Christopher Tolkien is to receive the Bodley Medal, awarded by the Bodleian Libraries of the University of Oxford for outstanding contributions to the worlds of literature, culture, science, and communication. Christopher, a scholar, former university lecturer and author, has spent the last forty years editing and publishing his father J.R.R. Tolkien’s unfinished work. Christopher has brought us his father’s great work The Silmarillion, Unfinished Tales of Númenor and of Middle-earth, a thirteen-volume History of Middle Earth, and The Children of Húrin from Tolkien’s Middle Earth works; along with children’s stories Roverandom and Mr. Bliss, and translations of the epics The Legend of Sigurd and Gudrún, Beowulf: A Translation and Commentary, The Story of Kullervo and an epic poem The Fall of Arthur.

Christopher studied English at Trinity College and earned a B. Litt in Old Norse Literature. He went on to become a Fellow and Tutor in English Language at New College and a University Lecturer in Early English Language and Literature.

The Tolkien Archive has been kept at the Bodleian since 1979. Richard Ovenden, Bodley’s Librarian, said: “Christopher Tolkien’s contribution as a scholar and editor has been immense. Without his dedication and commitment, his father’s works would not have reached such a broad public audience and without his erudition and scholarship J R R Tolkien’s work would not have been presented so fully and with such authority.”

Christopher Tolkien said: “Although I have never looked for anything remotely of such a kind, I find it especially welcome to receive the Bodley Medal in that it affirms the unique significance of my father’s creation and accords a worthy place in the Republic of Letters to Tolkien scholarship. It gives me particular pleasure that the award comes from and is conceived by the Bodleian, where a great part of my father’s manuscripts lie and where I have happy memories of the great library itself.”

Tolkien fans worldwide cherish the contribution Christopher Tolkien has made to his father’s legacy, starting with 70 boxes of archives, each stuffed with thousands of undated and unnumbered pages, that would eventually become The Silmarillion and The History of Middle Earth.

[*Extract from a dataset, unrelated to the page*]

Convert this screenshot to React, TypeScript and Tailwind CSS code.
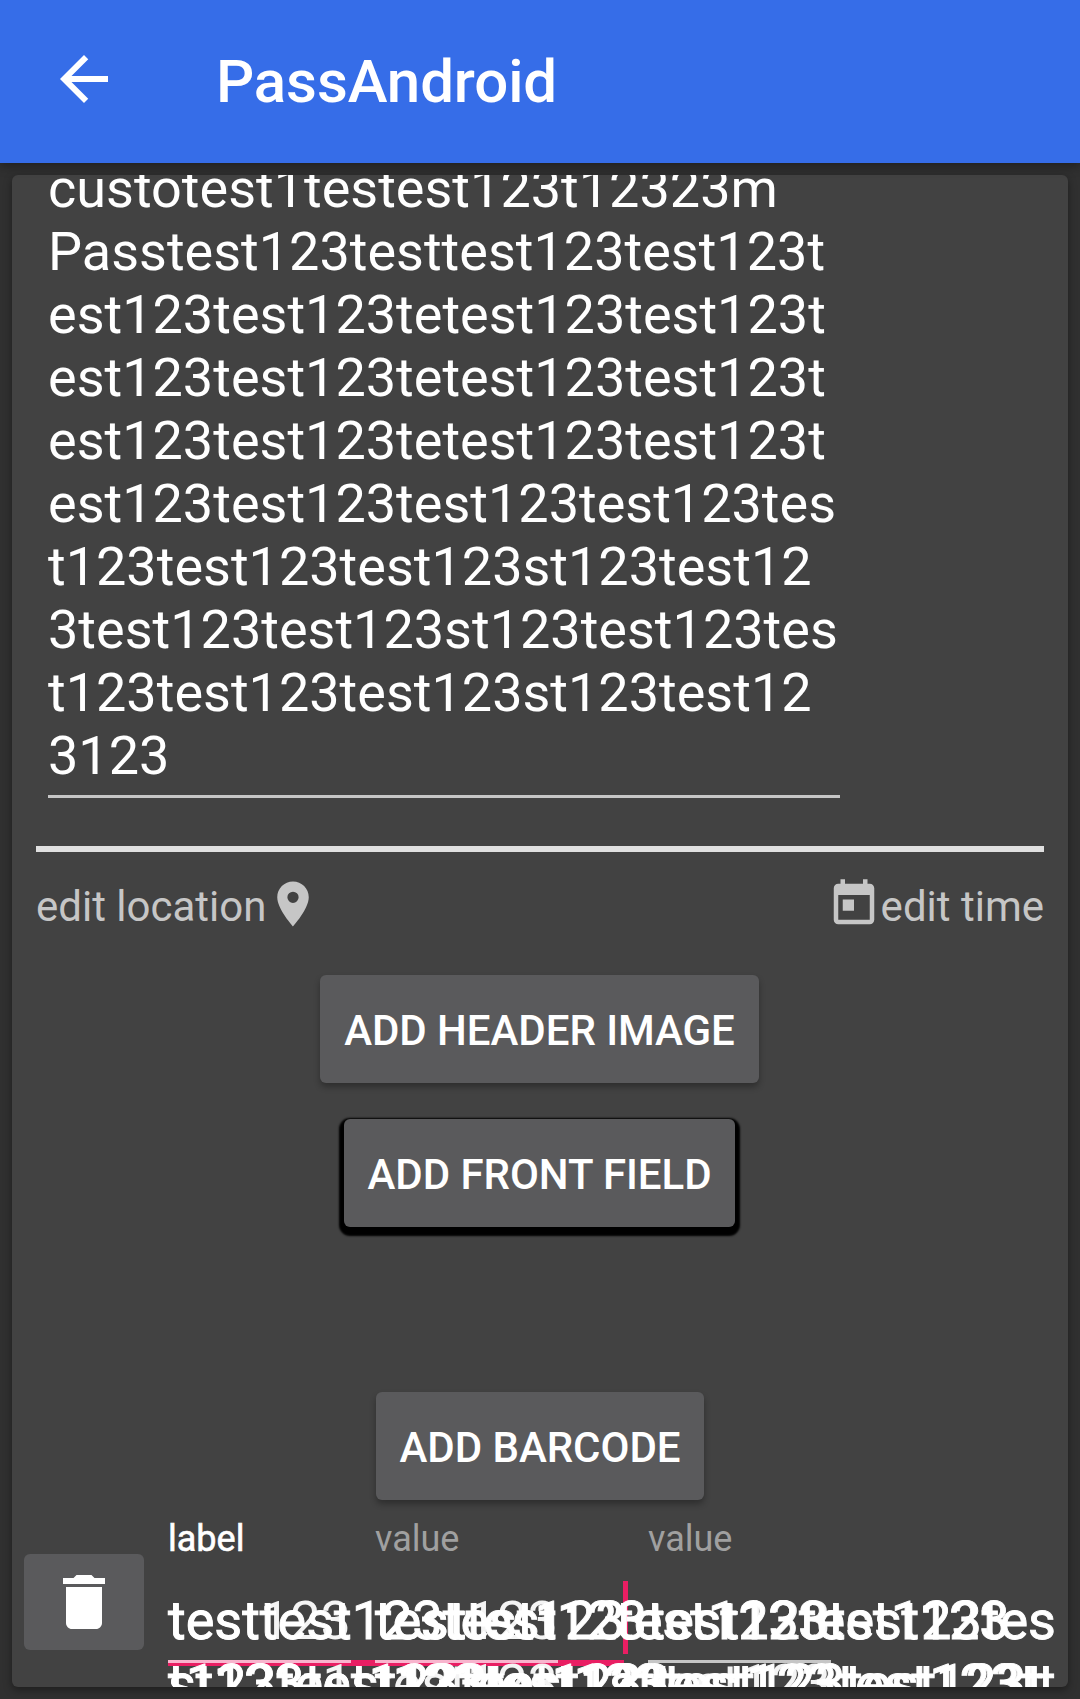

Christopher has just completed a compilation of tales of Beren and Lúthien, the beloved story of the mortal Man Beren and the immortal Elf-maiden Lúthien, to be published next year.

Painstakingly restored from Tolkien’s manuscripts and presented for the first time as a fully continuous and standalone story, the epic tale of Beren and Lúthien will reunite fans of The Hobbit and The Lord of the Rings with Elves and Men, Dwarves and Orcs and the rich landscape and creatures unique to Tolkien’s Middle-earth.

The tale of Beren and Lúthien was, or became, an essential element in the evolution of The Silmarillion, the myths and legends of the First Age of the World conceived by J.R.R. Tolkien. Returning from France and the battle of the Somme at the end of 1916, he wrote the tale in the following year.

Essential to the story, and never changed, is the fate that shadowed the love of Beren and Lúthien: for Beren was a mortal man, but Lúthien was an immortal Elf. Her father, a great Elvish lord, in deep opposition to Beren, imposed on him an impossible task that he must perform before he might wed Lúthien. This is the kernel of the legend; and it leads to the supremely heroic attempt of Beren and Lúthien together to rob the greatest of all evil beings, Melkor, called Morgoth, the Black Enemy, of a Silmaril.

In this book Christopher Tolkien has attempted to extract the story of Beren and Lúthien from the comprehensive work in which it was embedded; but that story was itself changing as it developed new associations within the larger history. To show something of the process whereby this legend of Middle-earth evolved over the years, he has told the story in his father’s own words by giving, first, its original form, and then passages in prose and verse from later texts that illustrate the narrative as it changed. Presented together for the first time, they reveal aspects of the story, both in event and in narrative immediacy, that were afterwards lost.